WHAT THE EXERCISE ASKS – Restate the whole of the material. Keep every word, and drop the pictures.
____ SUPPLIED INFORMATION
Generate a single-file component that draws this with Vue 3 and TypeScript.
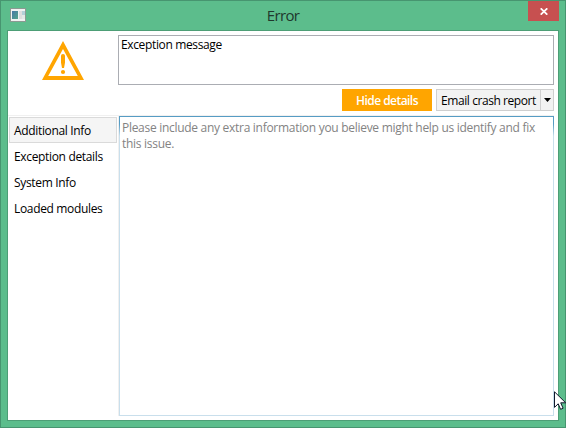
<script setup lang="ts">
import { ref } from 'vue'

const tabs: string[] = ['Additional Info', 'Exception details', 'System Info', 'Loaded modules']
const selected = ref<number>(0)
</script>

<template>
  <div class="window">
    <header class="titlebar">
      <svg class="app-icon" width="16" height="14" viewBox="0 0 16 14" shape-rendering="crispEdges">
        <defs>
          <linearGradient id="pane" x1="0" y1="0" x2="1" y2="1">
            <stop offset="0" stop-color="#4978a6" />
            <stop offset="1" stop-color="#55a58b" />
          </linearGradient>
        </defs>
        <rect x="0" y="0" width="16" height="14" fill="#8b9a92" />
        <rect x="1" y="1" width="14" height="12" fill="#f2f2f2" />
        <rect x="2" y="3" width="6" height="8" fill="url(#pane)" />
        <rect x="9" y="3" width="3" height="8" fill="#dedede" />
        <rect x="12" y="3" width="3" height="4" fill="#b4d0d8" />
        <rect x="12" y="7" width="3" height="4" fill="#e4e9e6" />
      </svg>
      <h1 class="title">Error</h1>
      <button class="close" aria-label="Close">
        <svg width="8" height="7" viewBox="0 0 8 7">
          <path d="M.7 .3 7.3 6.7M7.3 .3 .7 6.7" stroke="#fff" stroke-width="1.7" />
        </svg>
      </button>
    </header>

    <main class="client">
      <section class="summary">
        <div class="warning">
          <svg width="42" height="39" viewBox="0 0 42 39">
            <path fill="#ffa500" fill-rule="evenodd" d="M21 0 42 39H0ZM21 8 6.2 35H35.8Z" />
            <path fill="#ffa500" d="M19 14.5Q19 13 21 13T23 14.5V21.5L22 27H20L19 21.5Z" />
            <ellipse cx="21" cy="31" rx="2.1" ry="1.9" fill="#ffa500" />
          </svg>
        </div>
        <div class="message"><span>Exception message</span></div>
      </section>

      <div class="actions">
        <button class="hide"><span>Hide details</span></button>
        <div class="split">
          <button class="email"><span>Email crash report</span></button>
          <button class="drop" aria-label="More">
            <svg width="7" height="4" viewBox="0 0 7 4"><path d="M0 0H7L3.5 4Z" fill="#000" /></svg>
          </button>
        </div>
      </div>

      <section class="details">
        <nav class="tabs">
          <button
            v-for="(tab, i) in tabs"
            :key="tab"
            class="tab"
            :class="{ active: i === selected }"
            @click="selected = i"
          >{{ tab }}</button>
        </nav>
        <div class="notes">
          <p>Please include any extra information you believe might help us identify and fix<br />this issue.</p>
        </div>
      </section>
    </main>

    <svg class="cursor" width="12" height="19" viewBox="0 0 12 19">
      <path d="M.5 .8V16.4L4.2 12.8 6.6 18.3 9.1 17.2 6.7 11.8H11.7Z" fill="#fff" stroke="#10182c" />
    </svg>
  </div>
</template>

<style>
body {
  overflow: hidden;
}
</style>

<style scoped>
* {
  box-sizing: border-box;
  margin: 0;
}
button {
  padding: 0;
  border: 0;
  background: none;
  font: inherit;
  letter-spacing: inherit;
  color: inherit;
}
.window {
  position: relative;
  width: 566px;
  height: 428px;
  padding: 0 6px 6px;
  border: 1px solid #479570;
  background: #5cbd8c;
  font-family: 'Open Sans', 'Noto Sans', sans-serif;
  font-size: 12px;
  line-height: 16px;
  letter-spacing: -0.29px;
  color: #000;
  display: flex;
  flex-direction: column;
}
.titlebar {
  height: 29px;
  flex: none;
  display: grid;
  grid-template-columns: 31px 1fr 31px;
}
.app-icon {
  margin: 7px 0 0 3px;
}
.title {
  font-size: 15px;
  font-weight: 400;
  line-height: 28px;
  letter-spacing: -0.65px;
  text-align: center;
  color: #20382c;
}
.close {
  height: 20px;
  display: flex;
  align-items: center;
  justify-content: center;
  background: #c75050;
}
.client {
  flex: 1;
  min-height: 0;
  padding: 4px 4px 4px 0;
  border: 1px solid #4d9e76;
  background: #fff;
  display: flex;
  flex-direction: column;
}
.summary {
  display: flex;
  height: 50px;
}
.warning {
  width: 110px;
  padding: 6px 0 0 34px;
}
.warning svg {
  display: block;
}
.message {
  flex: 1;
  border: 1px solid #abadb3;
  padding: 1px 2px;
  letter-spacing: -0.36px;
}
.actions {
  display: flex;
  justify-content: flex-end;
  gap: 4px;
  height: 22px;
  margin-top: 4px;
}
.hide {
  width: 90px;
  padding-top: 2px;
  background: #ffa500;
  color: #fff;
  font-weight: 600;
  letter-spacing: -0.55px;
}
.split {
  width: 118px;
  display: flex;
  border: 1px solid #cfcfcf;
  background: #f2f2f2;
}
.email {
  flex: 1;
  padding-top: 2px;
  letter-spacing: -0.43px;
}
.drop {
  width: 13px;
  border-left: 1px solid #cfcfcf;
  display: flex;
  align-items: center;
  justify-content: center;
}
.details {
  flex: 1;
  min-height: 0;
  margin-top: 4px;
  border-top: 1px solid #f0f0f0;
  display: flex;
}
.tabs {
  width: 110px;
  padding: 1px 1px 0;
  display: flex;
  flex-direction: column;
  letter-spacing: -0.34px;
}
.tab {
  height: 26px;
  padding: 2px 4px 0;
  border: 1px solid transparent;
  text-align: left;
}
.tab.active {
  border-color: #dadada;
  background: #f5f5f5;
}
.notes {
  flex: 1;
  margin-left: 1px;
  padding: 3px 2px;
  border: 1px solid;
  border-image: linear-gradient(#569cc4 0, #569cc4 8px, #c9dfec 20px) 1;
  box-shadow: -1px 0 #f0f0f0;
  color: #838383;
  white-space: nowrap;
}
.cursor {
  position: absolute;
  left: 553px;
  top: 390px;
}
</style>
________
SOLUTION TO THIS TASK –
Generate a single-file component that draws this with Vue 3 and TypeScript.
<script setup lang="ts">
import { ref } from 'vue'

const tabs: string[] = ['Additional Info', 'Exception details', 'System Info', 'Loaded modules']
const selected = ref<number>(0)
</script>

<template>
  <div class="window">
    <header class="titlebar">
      <svg class="app-icon" width="16" height="14" viewBox="0 0 16 14" shape-rendering="crispEdges">
        <defs>
          <linearGradient id="pane" x1="0" y1="0" x2="1" y2="1">
            <stop offset="0" stop-color="#4978a6" />
            <stop offset="1" stop-color="#55a58b" />
          </linearGradient>
        </defs>
        <rect x="0" y="0" width="16" height="14" fill="#8b9a92" />
        <rect x="1" y="1" width="14" height="12" fill="#f2f2f2" />
        <rect x="2" y="3" width="6" height="8" fill="url(#pane)" />
        <rect x="9" y="3" width="3" height="8" fill="#dedede" />
        <rect x="12" y="3" width="3" height="4" fill="#b4d0d8" />
        <rect x="12" y="7" width="3" height="4" fill="#e4e9e6" />
      </svg>
      <h1 class="title">Error</h1>
      <button class="close" aria-label="Close">
        <svg width="8" height="7" viewBox="0 0 8 7">
          <path d="M.7 .3 7.3 6.7M7.3 .3 .7 6.7" stroke="#fff" stroke-width="1.7" />
        </svg>
      </button>
    </header>

    <main class="client">
      <section class="summary">
        <div class="warning">
          <svg width="42" height="39" viewBox="0 0 42 39">
            <path fill="#ffa500" fill-rule="evenodd" d="M21 0 42 39H0ZM21 8 6.2 35H35.8Z" />
            <path fill="#ffa500" d="M19 14.5Q19 13 21 13T23 14.5V21.5L22 27H20L19 21.5Z" />
            <ellipse cx="21" cy="31" rx="2.1" ry="1.9" fill="#ffa500" />
          </svg>
        </div>
        <div class="message"><span>Exception message</span></div>
      </section>

      <div class="actions">
        <button class="hide"><span>Hide details</span></button>
        <div class="split">
          <button class="email"><span>Email crash report</span></button>
          <button class="drop" aria-label="More">
            <svg width="7" height="4" viewBox="0 0 7 4"><path d="M0 0H7L3.5 4Z" fill="#000" /></svg>
          </button>
        </div>
      </div>

      <section class="details">
        <nav class="tabs">
          <button
            v-for="(tab, i) in tabs"
            :key="tab"
            class="tab"
            :class="{ active: i === selected }"
            @click="selected = i"
          >{{ tab }}</button>
        </nav>
        <div class="notes">
          <p>Please include any extra information you believe might help us identify and fix<br />this issue.</p>
        </div>
      </section>
    </main>

    <svg class="cursor" width="12" height="19" viewBox="0 0 12 19">
      <path d="M.5 .8V16.4L4.2 12.8 6.6 18.3 9.1 17.2 6.7 11.8H11.7Z" fill="#fff" stroke="#10182c" />
    </svg>
  </div>
</template>

<style>
body {
  overflow: hidden;
}
</style>

<style scoped>
* {
  box-sizing: border-box;
  margin: 0;
}
button {
  padding: 0;
  border: 0;
  background: none;
  font: inherit;
  letter-spacing: inherit;
  color: inherit;
}
.window {
  position: relative;
  width: 566px;
  height: 428px;
  padding: 0 6px 6px;
  border: 1px solid #479570;
  background: #5cbd8c;
  font-family: 'Open Sans', 'Noto Sans', sans-serif;
  font-size: 12px;
  line-height: 16px;
  letter-spacing: -0.29px;
  color: #000;
  display: flex;
  flex-direction: column;
}
.titlebar {
  height: 29px;
  flex: none;
  display: grid;
  grid-template-columns: 31px 1fr 31px;
}
.app-icon {
  margin: 7px 0 0 3px;
}
.title {
  font-size: 15px;
  font-weight: 400;
  line-height: 28px;
  letter-spacing: -0.65px;
  text-align: center;
  color: #20382c;
}
.close {
  height: 20px;
  display: flex;
  align-items: center;
  justify-content: center;
  background: #c75050;
}
.client {
  flex: 1;
  min-height: 0;
  padding: 4px 4px 4px 0;
  border: 1px solid #4d9e76;
  background: #fff;
  display: flex;
  flex-direction: column;
}
.summary {
  display: flex;
  height: 50px;
}
.warning {
  width: 110px;
  padding: 6px 0 0 34px;
}
.warning svg {
  display: block;
}
.message {
  flex: 1;
  border: 1px solid #abadb3;
  padding: 1px 2px;
  letter-spacing: -0.36px;
}
.actions {
  display: flex;
  justify-content: flex-end;
  gap: 4px;
  height: 22px;
  margin-top: 4px;
}
.hide {
  width: 90px;
  padding-top: 2px;
  background: #ffa500;
  color: #fff;
  font-weight: 600;
  letter-spacing: -0.55px;
}
.split {
  width: 118px;
  display: flex;
  border: 1px solid #cfcfcf;
  background: #f2f2f2;
}
.email {
  flex: 1;
  padding-top: 2px;
  letter-spacing: -0.43px;
}
.drop {
  width: 13px;
  border-left: 1px solid #cfcfcf;
  display: flex;
  align-items: center;
  justify-content: center;
}
.details {
  flex: 1;
  min-height: 0;
  margin-top: 4px;
  border-top: 1px solid #f0f0f0;
  display: flex;
}
.tabs {
  width: 110px;
  padding: 1px 1px 0;
  display: flex;
  flex-direction: column;
  letter-spacing: -0.34px;
}
.tab {
  height: 26px;
  padding: 2px 4px 0;
  border: 1px solid transparent;
  text-align: left;
}
.tab.active {
  border-color: #dadada;
  background: #f5f5f5;
}
.notes {
  flex: 1;
  margin-left: 1px;
  padding: 3px 2px;
  border: 1px solid;
  border-image: linear-gradient(#569cc4 0, #569cc4 8px, #c9dfec 20px) 1;
  box-shadow: -1px 0 #f0f0f0;
  color: #838383;
  white-space: nowrap;
}
.cursor {
  position: absolute;
  left: 553px;
  top: 390px;
}
</style>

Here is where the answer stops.